Last spring, Kondo visited eight Los Angeles-area families looking to reduce their domestic chaos: There was the empty-nest couple with too many Christmas decorations and baseball cards; a family of four transitioning from a four-bedroom house to a two-bedroom apartment; a couple expecting their first baby but overwhelmed by a bounty of shoes and clothing.
In this makeover show, the participants do the work. Kondo sets each family on their journey before leaving them on their own – checking in roughly seven times throughout the process.
Recent widow Margie Hodges, , who appears in the fourth episode, was living in a two-story Culver City home filled with belongings of her three grown children and late husband before Kondo arrived. She found the process to be enlightening, if a little daunting.

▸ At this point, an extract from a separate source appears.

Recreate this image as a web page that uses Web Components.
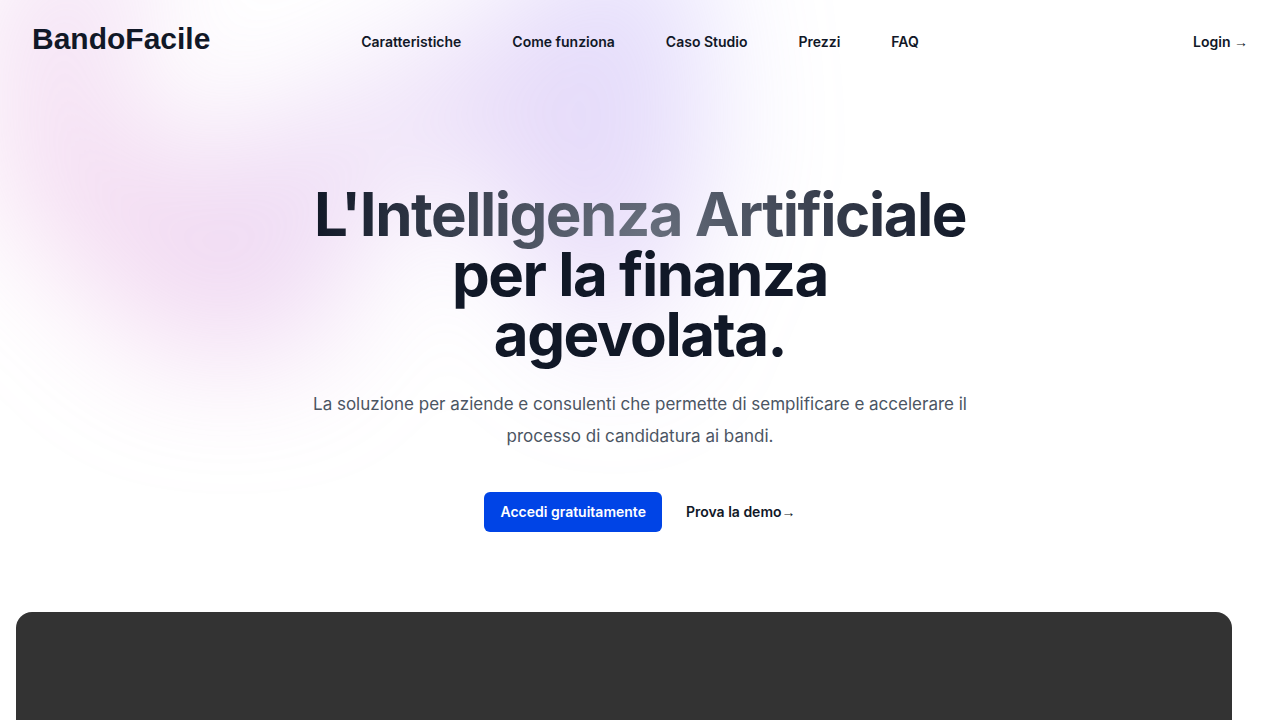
<!DOCTYPE html>
<html lang="it">
<head>
<meta charset="utf-8">
<meta name="viewport" content="width=device-width, initial-scale=1">
<title>BandoFacile</title>
<style>
  body {
    margin: 0;
    background: #fff;
    color: #111827;
    font-family: Inter, "Liberation Sans", sans-serif;
    line-height: 24px;
  }
  .arrow { font-family: "Liberation Sans", Arial, sans-serif; }
</style>
</head>
<body>
<bf-page>
  <bf-header slot="header">
    <bf-link href="#caratteristiche">Caratteristiche</bf-link>
    <bf-link href="#come-funziona">Come funziona</bf-link>
    <bf-link href="#caso-studio">Caso Studio</bf-link>
    <bf-link href="#prezzi">Prezzi</bf-link>
    <bf-link href="#faq">FAQ</bf-link>
    <bf-link slot="account" href="#login">Login <span class="arrow">→</span></bf-link>
  </bf-header>
  <bf-hero>
    <span slot="highlight">L'Intelligenza Artificiale</span>
    <span slot="title">per la finanza agevolata.</span>
    <span slot="lead">La soluzione per aziende e consulenti che permette di semplificare e accelerare il processo di candidatura ai bandi.</span>
    <bf-button slot="actions">Accedi gratuitamente</bf-button>
    <bf-link slot="actions" href="#demo">Prova la demo<span class="arrow">→</span></bf-link>
  </bf-hero>
  <bf-preview></bf-preview>
</bf-page>

<script>
  const define = (name, html) => {
    const template = document.createElement('template');
    template.innerHTML = html;
    customElements.define(name, class extends HTMLElement {
      constructor() {
        super();
        this.attachShadow({ mode: 'open' }).append(template.content.cloneNode(true));
      }
      connectedCallback() {
        const link = this.shadowRoot.querySelector('a[data-link]');
        if (link) link.href = this.getAttribute('href') || '#';
      }
    });
  };

  define('bf-page', `
    <style>
      :host { display: flex; flex-direction: column; min-height: 100vh; position: relative; isolation: isolate; }
    </style>
    <bf-glow></bf-glow>
    <slot name="header"></slot>
    <slot></slot>
  `);

  // Blurred pink-to-violet shape behind the header and the hero.
  define('bf-glow', `
    <style>
      :host { display: block; position: absolute; inset: -320px 0 auto 0; z-index: -1; overflow: hidden; filter: blur(64px); pointer-events: none; }
      div {
        position: relative;
        left: calc(50% - 480px);
        width: 1155px;
        aspect-ratio: 1155 / 678;
        transform: translateX(-50%) rotate(30deg);
        background: linear-gradient(to top right, #ff80b5, #9089fc);
        opacity: .3;
        clip-path: polygon(74.1% 44.1%, 100% 61.6%, 97.5% 26.9%, 85.5% 0.1%, 80.7% 2%, 72.5% 32.5%, 60.2% 62.4%, 52.4% 68.1%, 47.5% 58.3%, 45.2% 34.5%, 27.5% 76.7%, 0.1% 64.9%, 17.9% 100%, 27.6% 76.8%, 76.1% 97.7%, 74.1% 44.1%);
      }
    </style>
    <div></div>
  `);

  define('bf-header', `
    <style>
      :host { display: block; padding: 24px 32px; }
      header { display: flex; align-items: center; min-height: 36px; }
      .side { flex: 1; display: flex; }
      .start { align-self: flex-start; }
      .end { justify-content: flex-end; }
      .logo { color: inherit; text-decoration: none; font: bold 30px/30px "Liberation Sans", Arial, sans-serif; }
      nav { display: flex; gap: 51px; }
    </style>
    <header>
      <div class="side start"><a class="logo" href="#">BandoFacile</a></div>
      <nav aria-label="Principale"><slot></slot></nav>
      <div class="side end"><slot name="account"></slot></div>
    </header>
  `);

  define('bf-link', `
    <style>
      :host { display: block; }
      a { display: block; color: inherit; text-decoration: none; font-size: 14px; line-height: 24px; font-weight: 600; white-space: nowrap; }
    </style>
    <a data-link href="#"><slot></slot></a>
  `);

  define('bf-button', `
    <style>
      :host { display: block; }
      button {
        display: block; border: 0; border-radius: 6px; padding: 10px 16px;
        background: #0044e6; color: #fff; cursor: pointer;
        font-family: inherit; font-size: 14px; line-height: 20px; font-weight: 600;
      }
    </style>
    <button type="button"><slot></slot></button>
  `);

  define('bf-hero', `
    <style>
      :host { display: block; padding: 100px 32px 80px; }
      section { max-width: 672px; margin: 0 auto; text-align: center; }
      h1 { margin: 0; font-size: 60px; line-height: 60px; font-weight: 700; letter-spacing: -0.025em; }
      .highlight {
        background: radial-gradient(circle at 50% 90%, #6b7280, #111827 330px);
        -webkit-background-clip: text; background-clip: text; color: transparent;
      }
      p { margin: 24px 0 0; font-size: 17px; line-height: 32px; color: #4b5563; }
      .actions { margin-top: 40px; display: flex; align-items: center; justify-content: center; gap: 24px; }
    </style>
    <section>
      <h1><span class="highlight"><slot name="highlight"></slot></span> <slot name="title"></slot></h1>
      <p><slot name="lead"></slot></p>
      <div class="actions"><slot name="actions"></slot></div>
    </section>
  `);

  define('bf-preview', `
    <style>
      :host { display: block; flex: 1; margin: 0 48px 0 16px; border-radius: 16px 16px 0 0; background: #333; }
    </style>
  `);
</script>
</body>
</html>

“Before the show, I regularly went through my clothes – or so I thought,” Hodges says. “When I started making the mountain of clothes on my bed, I was mortified. You can’t believe it when you see it that way ... I did have a little bit of a low point when they left me alone for 10 days to work on the junk bedroom, the one with boxes and photographs and all my craft supplies. But it sort of becomes this challenge you don’t want to fail.”

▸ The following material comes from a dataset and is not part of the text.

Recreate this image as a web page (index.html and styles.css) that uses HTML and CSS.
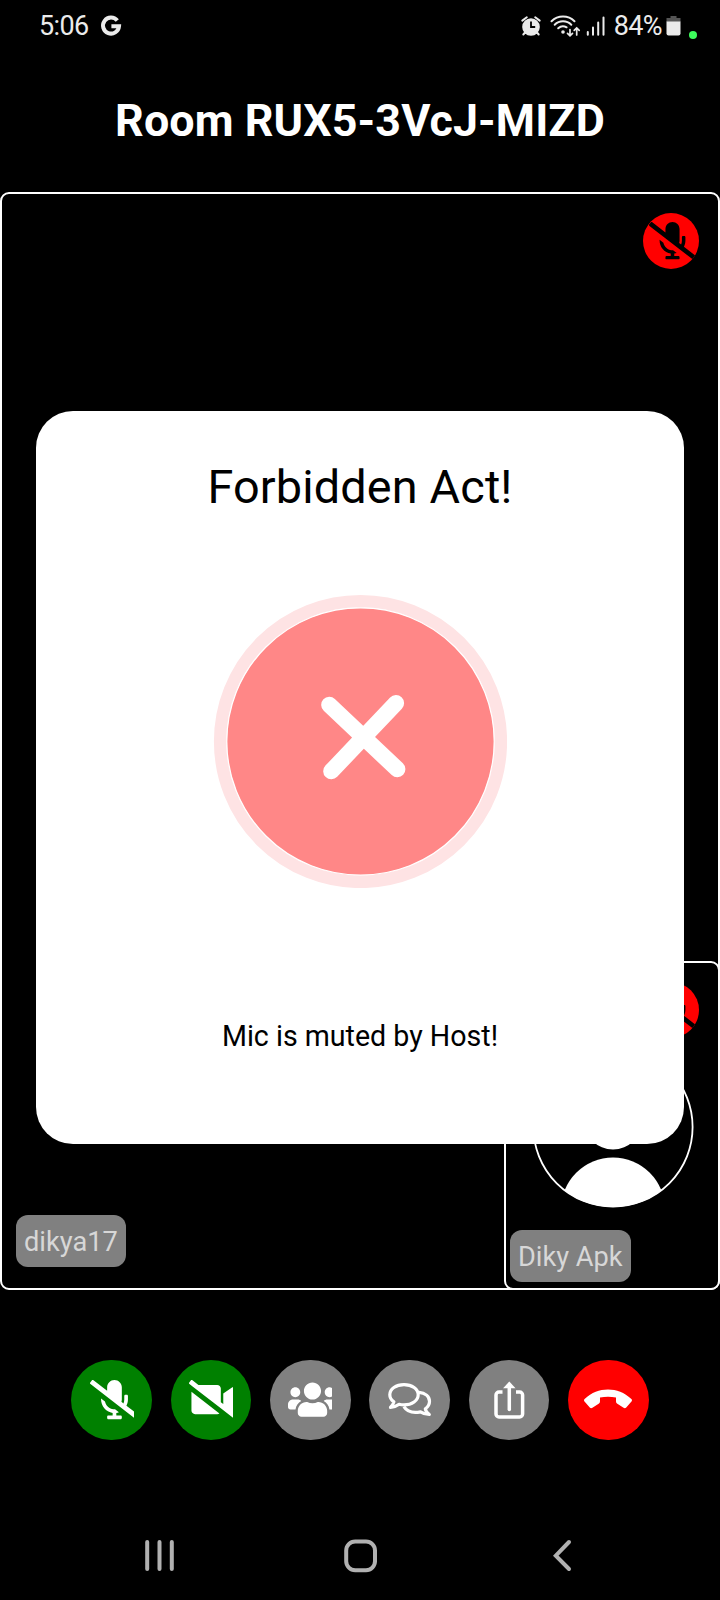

Kondo’s technique can be jarring to those who feel overwhelmed, or bound, by their possessions. It’s why the chatter about the show is so fervent. While Kondo’s methods led to criticism and analysis long before the show premiered, a new wave of think pieces has trickled in. Some focus on the way the show reveals a gender imbalance on domestic expectations. Kondo coincidentally wrote a college thesis on gender and tidying in Japan. “I was actually surprised after the show came out that the same discussions were happening in the U.S. because from a Japanese standpoint, we see America as far more progressive,” she says.
And then there was the book controversy. Word spread over social media that the Kondo method allowed you to keep just 30 books.
“I do think there are misconceptions,” Kondo says. “I was quite surprised because some things that I’ve never said before are being talked about as part of my method. I think this occurred because in one of my books I said that when I was going through my books I had about 30 books left. Maybe misreading there.”
Kondo clarifies her stance, in case there remains any confusion.
“The important concept of my method is that you focus not on what you want to discard but what you want to retain, what you want to keep in your life. So if you love books, if you’re passionate about books, go ahead and keep them with every confidence.”
“The show has done well – and it has done well globally,” Bajaria says. “We’re sparking joy everywhere. It’s too soon to talk about numbers. But we love to see the cultural conversation it’s sparked.”
Will that spark of joy stay strong beyond these initial eight episodes?
“If a great many people express that hope,” she says, “and if I am given the amazing opportunity, then yes, that is a challenge I’d love to welcome.”
Closets and pantries everywhere are bracing for impact.